Tidal disruption flares from stars on eccentric orbits
Kimitake Hayasaki, Nicholas Stone, Abraham Loeb

TL;DR
This study uses 3D simulations to analyze how stars on eccentric orbits around supermassive black holes are tidally disrupted, revealing that eccentricity significantly affects debris fallback and accretion rates.
Contribution
It introduces a detailed simulation-based analysis of tidal disruption for stars on eccentric orbits, highlighting a critical eccentricity threshold affecting debris fallback.
Findings
Mass fallback rate follows -5/3 decay for parabolic orbits.

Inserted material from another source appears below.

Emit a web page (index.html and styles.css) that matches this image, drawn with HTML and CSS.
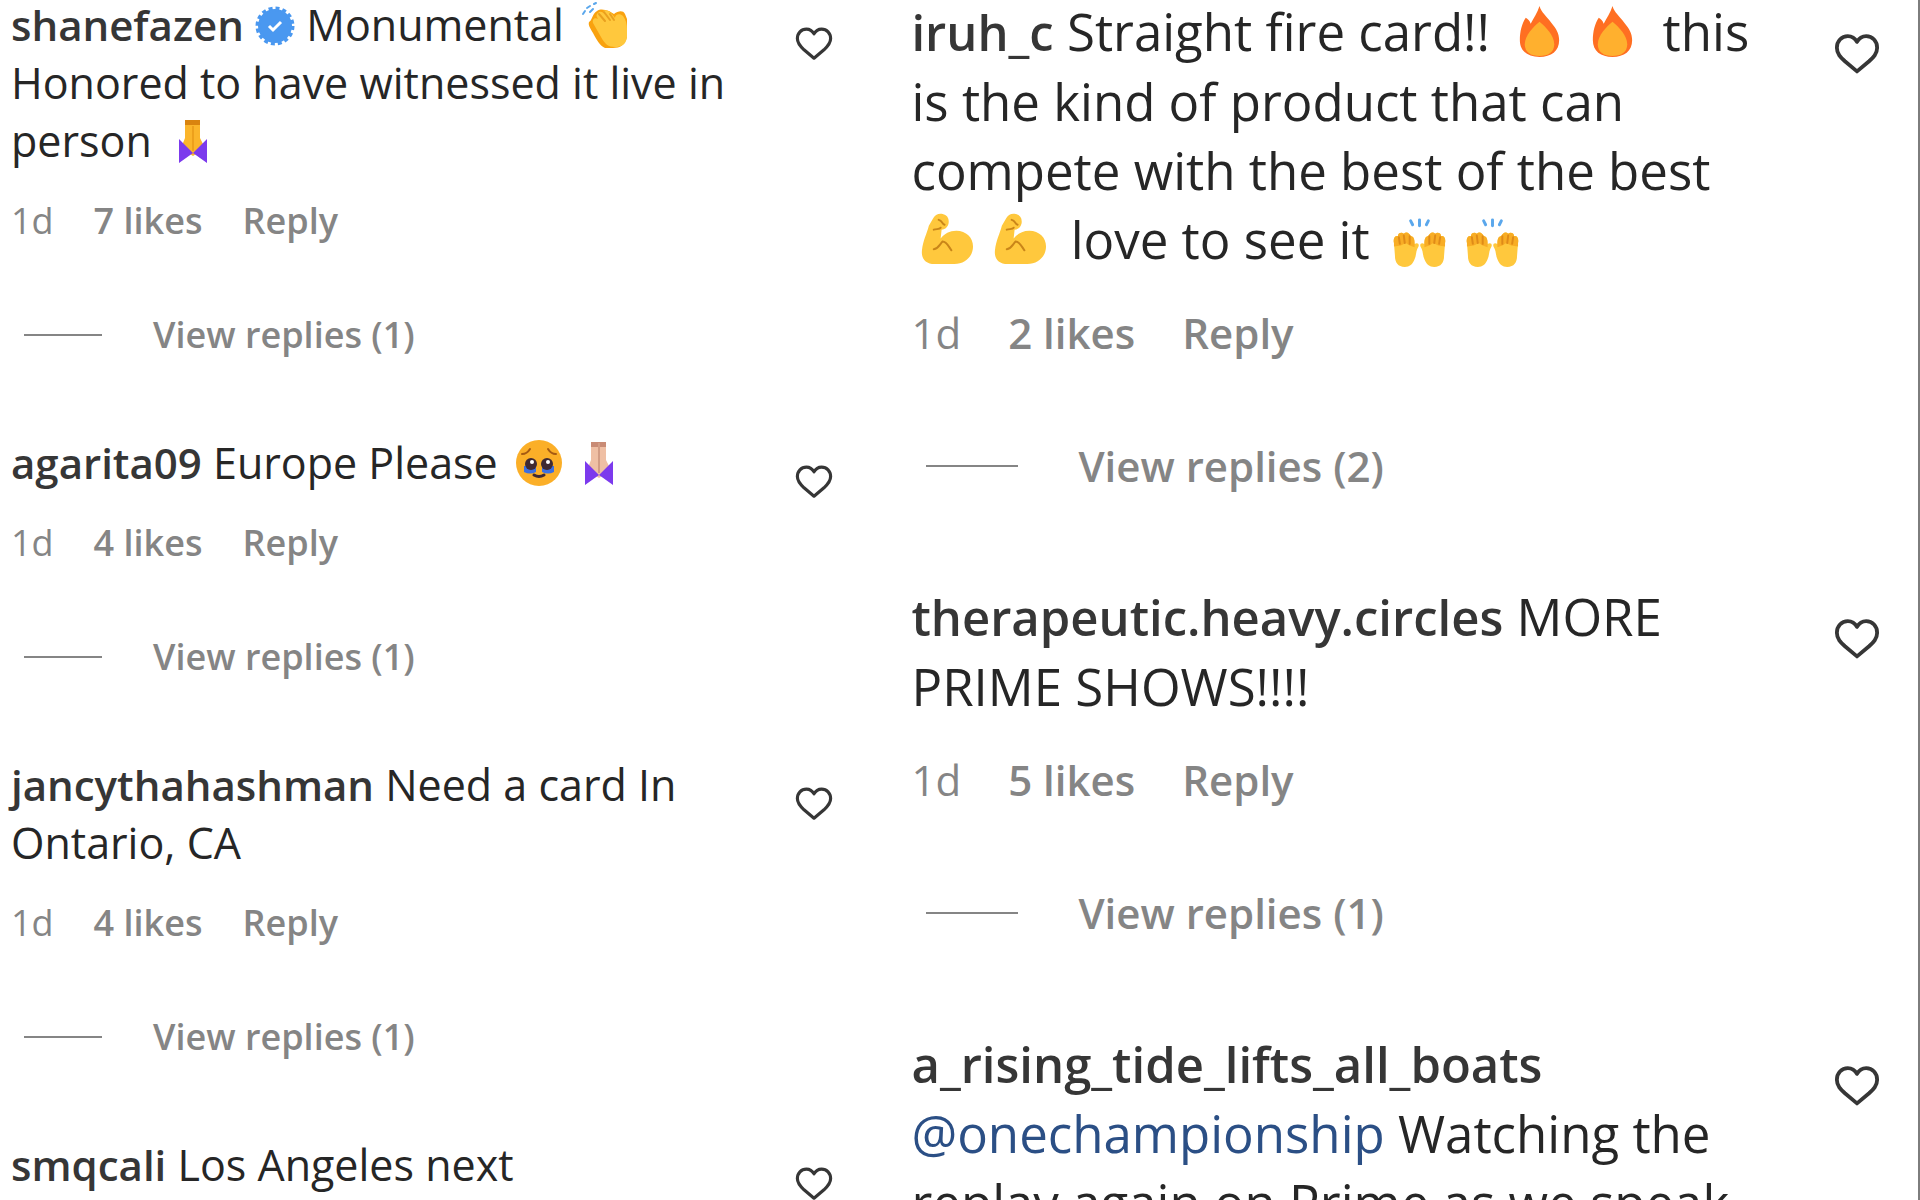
FILE: index.html
```html
<!DOCTYPE html>
<html lang="en">
<head>
  <meta charset="UTF-8">
  <meta name="viewport" content="width=device-width, initial-scale=1.0">
  <title>Comments</title>
  <link rel="stylesheet" href="styles.css">
</head>
<body>
  <!-- shared icons -->
  <svg class="sprite" aria-hidden="true">
    <symbol id="heart" viewBox="0 0 24 24">
      <path d="M16.8 3.2c-2.2 0-3.8 1.2-4.8 3-1-1.8-2.6-3-4.8-3C3.900 3.200 1.500 5.800 1.500 9.200c0 3.200 2 5.100 4.200 7.100l6.300 5.300 6.300-5.300c2.200-2 4.200-3.900 4.200-7.100 0-3.400-2.400-6-5.700-6z" fill="none" stroke="#363636" stroke-width="2" stroke-linejoin="round"/>
    </symbol>
    <symbol id="verified" viewBox="0 0 40 40">
      <circle cx="20" cy="20" r="17" fill="#4a98f0" stroke="#4a98f0" stroke-width="5" stroke-dasharray="3.8 2.875"/>
      <path d="M14 20l4 4 8-8" fill="none" stroke="#fff" stroke-width="3"/>
    </symbol>
    <symbol id="clap" viewBox="0 0 48 48">
      <path d="M2 13l2-3M6 7l3-2M9 11l3-3M13 3l2-1" stroke="#5aa7ec" stroke-width="2" stroke-linecap="round"/>
      <path d="M16 10c4-3 8-1 12 0l5 3c4-3 9-4 11 0l2 5v18c-2 8-7 11-14 11h-8c-5-2-9-9-12-15-3-5-5-8-4-11 3-1 3-8 8-11z" fill="#f9a20f"/>
      <path d="M17 12c3-3 5 0 8 2l-3-4c3-2 6 0 9 3l3 4c0-4 5-5 8-2 3 4 4 8 4 13v8c-1 8-6 10-12 10-7 0-10-3-14-10l-8-14c-1-4 2-6 5-4-2-3-2-5 0-6z" fill="#ffc83d"/>
      <path d="M18 13l6 7M23 11l6 8M29 13l4 6" fill="none" stroke="#e9a01f" stroke-width="2" stroke-linecap="round"/>
    </symbol>
    <symbol id="pray" viewBox="0 0 48 48">
      <path d="M16 3h15v18l5 10-12 8-12-8 4-10z" fill="#fbb52b"/>
      <path d="M16 3h15v5H16z" fill="#d9840f"/>
      <path d="M24 9v25" stroke="#eda01c" stroke-width="2"/>
      <path d="M10 22l14 14 14-14v24L24 36 10 46z" fill="#7c3aed"/>
    </symbol>
    <symbol id="pray-light" viewBox="0 0 48 48">
      <path d="M16 3h15v18l5 10-12 8-12-8 4-10z" fill="#efbfa4"/>
      <path d="M16 3h15v5H16z" fill="#c98b75"/>
      <path d="M24 4v30" stroke="#d29c84" stroke-width="2"/>
      <path d="M10 22l14 14 14-14v24L24 36 10 46z" fill="#7c3aed"/>
    </symbol>
    <symbol id="tears" viewBox="0 0 48 48">
      <circle cx="24" cy="24" r="23" fill="#fbaf28"/>
      <path d="M7 15q5 0 8-5M41 15q-5 0-8-5" fill="none" stroke="#a55a12" stroke-width="2" stroke-linecap="round"/>
      <path d="M9 27h12v6c-4 2-8 2-12 0zM27 27h12v6c-4 2-8 2-12 0z" fill="#3c6fe0"/>
      <circle cx="16" cy="25" r="6" fill="#402a32"/>
      <circle cx="32" cy="25" r="6" fill="#402a32"/>
      <circle cx="17" cy="23" r="2" fill="#fff"/>
      <circle cx="33" cy="23" r="2" fill="#fff"/>
      <path d="M19 36q5 3 10 0" fill="none" stroke="#402a32" stroke-width="3" stroke-linecap="round"/>
    </symbol>
    <symbol id="fire" viewBox="0 0 56 56">
      <path d="M28 2c2 7 7 10 12 17 5 6 8 11 8 18 0 11-8 17-20 17S8 48 8 37c0-9 2-17 6-23 2 1 4 3 5 6 3-6 7-11 9-18z" fill="#ff6f22"/>
      <path d="M28 18c6 5 15 14 15 23 0 8-6 12-15 12s-15-4-15-12c0-9 9-18 15-23z" fill="#ffb02e"/>
    </symbol>
    <symbol id="muscle" viewBox="0 0 56 56">
      <path d="M13 7c2-4 6-6 10-5 5 1 7 5 6 10-1 4-4 6-7 6l-1 9c4-5 9-8 16-8 10 0 17 7 17 16 0 10-8 18-19 18H15C6 53 1 48 2 39c1-10 5-17 7-25z" fill="#ffc83d"/>
      <path d="M14 18c3-1 6 0 7-2M19 8c4 1 3 4 6 5M14 38c5-1 6-5 9-8 4 0 6 5 9 9" fill="none" stroke="#c98519" stroke-width="2" stroke-linecap="round"/>
    </symbol>
    <symbol id="raise" viewBox="0 0 56 56">
      <path d="M19 9l2 4M28 8v6M37 9l-2 4" stroke="#5aa7ec" stroke-width="3" stroke-linecap="round"/>
      <g transform="translate(0 9) scale(1 .87)">
        <path d="M2 26c-1-5 1-9 4-8 0-4 4-5 6-3 3-3 6 0 7 3 3 0 4 3 4 9 3-2 5 0 4 3-3 5-2 10-4 15-2 6-5 9-10 9-7 0-10-5-10-13z" fill="#ffc83d"/>
        <path d="M2 26c-1-5 1-9 4-8 0-4 4-5 6-3 3-3 6 0 7 3 3 0 4 3 4 9v4l-5-2-4-3-5 3-7 1z" fill="#f8ad25"/>
        <path d="M7 19l1 8M12 17l1 9M18 18v9" stroke="#df8b18" stroke-width="2" stroke-linecap="round"/>
        <path d="M54 26c1-5-1-9-4-8 0-4-4-5-6-3-3-3-6 0-7 3-3 0-4 3-4 9-3-2-5 0-4 3 3 5 2 10 4 15 2 6 5 9 10 9 7 0 10-5 10-13z" fill="#ffc83d"/>
        <path d="M54 26c1-5-1-9-4-8 0-4-4-5-6-3-3-3-6 0-7 3-3 0-4 3-4 9v4l5-2 4-3 5 3 7 1z" fill="#f8ad25"/>
        <path d="M49 19l-1 8M44 17l-1 9M38 18v9" stroke="#df8b18" stroke-width="2" stroke-linecap="round"/>
      </g>
    </symbol>
  </svg>

  <main class="page">
    <section class="thread thread-small">
      <article class="comment">
        <div class="comment-top">
          <p class="comment-text"><a class="user" href="#">shanefazen</a> <svg class="badge" role="img" aria-label="Verified"><use href="#verified"/></svg> Monumental <svg class="emoji"><use href="#clap"/></svg> Honored to have witnessed it live in person <svg class="emoji"><use href="#pray"/></svg></p>
          <button class="like" aria-label="Like"><svg><use href="#heart"/></svg></button>
        </div>
        <div class="meta"><span class="time">1d</span><button>7 likes</button><button>Reply</button></div>
        <button class="replies">View replies (1)</button>
      </article>

      <article class="comment">
        <div class="comment-top">
          <p class="comment-text"><a class="user" href="#">agarita09</a> Europe Please <svg class="emoji"><use href="#tears"/></svg><svg class="emoji"><use href="#pray-light"/></svg></p>
          <button class="like" aria-label="Like"><svg><use href="#heart"/></svg></button>
        </div>
        <div class="meta"><span class="time">1d</span><button>4 likes</button><button>Reply</button></div>
        <button class="replies">View replies (1)</button>
      </article>

      <article class="comment">
        <div class="comment-top">
          <p class="comment-text"><a class="user" href="#">jancythahashman</a> Need a card In Ontario, CA</p>
          <button class="like" aria-label="Like"><svg><use href="#heart"/></svg></button>
        </div>
        <div class="meta"><span class="time">1d</span><button>4 likes</button><button>Reply</button></div>
        <button class="replies">View replies (1)</button>
      </article>

      <article class="comment">
        <div class="comment-top">
          <p class="comment-text"><a class="user" href="#">smqcali</a> Los Angeles next</p>
          <button class="like" aria-label="Like"><svg><use href="#heart"/></svg></button>
        </div>
      </article>
    </section>

    <section class="thread thread-large">
      <article class="comment">
        <div class="comment-top">
          <p class="comment-text"><a class="user" href="#">iruh_c</a> Straight fire card!! <svg class="emoji"><use href="#fire"/></svg><svg class="emoji"><use href="#fire"/></svg> this is the kind of product that can compete with the best of the best <svg class="emoji"><use href="#muscle"/></svg><svg class="emoji"><use href="#muscle"/></svg> love to see it <svg class="emoji"><use href="#raise"/></svg><svg class="emoji"><use href="#raise"/></svg></p>
          <button class="like" aria-label="Like"><svg><use href="#heart"/></svg></button>
        </div>
        <div class="meta"><span class="time">1d</span><button>2 likes</button><button>Reply</button></div>
        <button class="replies">View replies (2)</button>
      </article>

      <article class="comment">
        <div class="comment-top">
          <p class="comment-text"><a class="user" href="#">therapeutic.heavy.circles</a> MORE PRIME SHOWS!!!!</p>
          <button class="like" aria-label="Like"><svg><use href="#heart"/></svg></button>
        </div>
        <div class="meta"><span class="time">1d</span><button>5 likes</button><button>Reply</button></div>
        <button class="replies">View replies (1)</button>
      </article>

      <article class="comment">
        <div class="comment-top">
          <p class="comment-text"><a class="user" href="#">a_rising_tide_lifts_all_boats</a> <a class="mention" href="#">@onechampionship</a> Watching the replay again on Prime as we speak</p>
          <button class="like" aria-label="Like"><svg><use href="#heart"/></svg></button>
        </div>
      </article>
    </section>
  </main>
</body>
</html>
```
FILE: styles.css
```css
* {
  box-sizing: border-box;
}
body {
  margin: 0;
  background-color: #fff;
  color: #262626;
  font-family: "Segoe UI", "Open Sans", sans-serif;
}
.sprite {
  display: none;
}
.page {
  display: grid;
  grid-template-columns: 47fr 53fr;
  height: 100vh;
  overflow: hidden;
  border-right: 2px solid #7d7d7d;
}
.thread {
  display: flex;
  flex-direction: column;
}
.thread-small {
  --text: 43px;
  --user: 42px;
  --line: 58px;
  --meta: 36px;
  --meta-line: 46px;
  --meta-gap: 40px;
  --emoji: 48px;
  --emoji-gap: 6px;
  --heart: 38px;
  gap: 75px;
  margin-top: -4px;
  padding: 0 68px 0 11px;
}
.thread-large {
  --text: 51px;
  --user: 49px;
  --line: 69px;
  --meta: 42px;
  --meta-line: 54px;
  --meta-gap: 47px;
  --emoji: 55px;
  --emoji-gap: 9px;
  --heart: 46px;
  gap: 89px;
  margin-top: -3px;
  padding: 0 38px 0 10px;
}
.comment-top {
  display: flex;
  justify-content: space-between;
  align-items: flex-start;
  gap: 64px;
}
.comment-text {
  flex: 1;
  margin: 0;
  font-size: var(--text);
  line-height: var(--line);
}
.user {
  color: #363636;
  font-size: var(--user);
  font-weight: 600;
  text-decoration: none;
}
.mention {
  color: #2b4f85;
  text-decoration: none;
}
.badge {
  width: 40px;
  height: 40px;
  vertical-align: -5px;
}
.emoji {
  width: var(--emoji);
  height: var(--emoji);
  margin: 0 var(--emoji-gap);
  vertical-align: -8px;
}
button {
  padding: 0;
  border: none;
  background: none;
  color: #858585;
  font: inherit;
  font-weight: 600;
  cursor: pointer;
}
.like {
  display: flex;
  margin: 28px 0 -10px;
}
.like svg {
  width: var(--heart);
  height: var(--heart);
}
.meta {
  display: flex;
  gap: var(--meta-gap);
  margin-top: 28px;
  color: #858585;
  font-size: var(--meta);
  line-height: var(--meta-line);
}
.replies {
  display: flex;
  align-items: center;
  gap: 51px;
  margin: 68px 0 0 13px;
  font-size: var(--meta);
  line-height: var(--meta-line);
}
.replies::before {
  content: "";
  width: 78px;
  height: 2px;
  background-color: #858585;
}
.thread-small .comment + .comment {
  margin-top: 1px;
}
.thread-large .like {
  margin-top: 33px;
}
.thread-large .meta {
  margin-top: 32px;
}
.thread-large .replies {
  gap: 60px;
  margin: 79px 0 0 15px;
}
.thread-large .replies::before {
  width: 92px;
}
```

Eccentric orbits below a critical eccentricity result in all debris being bound.
Fallback rates can exceed Eddington accretion and differ from standard models.
Abstract
We study tidal disruption and subsequent mass fallback for stars approaching supermassive black holes on bound orbits, by performing three dimensional Smoothed Particle Hydrodynamics simulations with a pseudo-Newtonian potential. We find that the mass fallback rate decays with the expected -5/3 power of time for parabolic orbits, albeit with a slight deviation due to the self-gravity of the stellar debris. For eccentric orbits, however, there is a critical value of the orbital eccentricity, significantly below which all of the stellar debris is bound to the supermassive black hole. All the mass therefore falls back to the supermassive black hole in a much shorter time than in the standard, parabolic case. The resultant mass fallback rate considerably exceeds the Eddington accretion rate and substantially differs from the -5/3 power of time.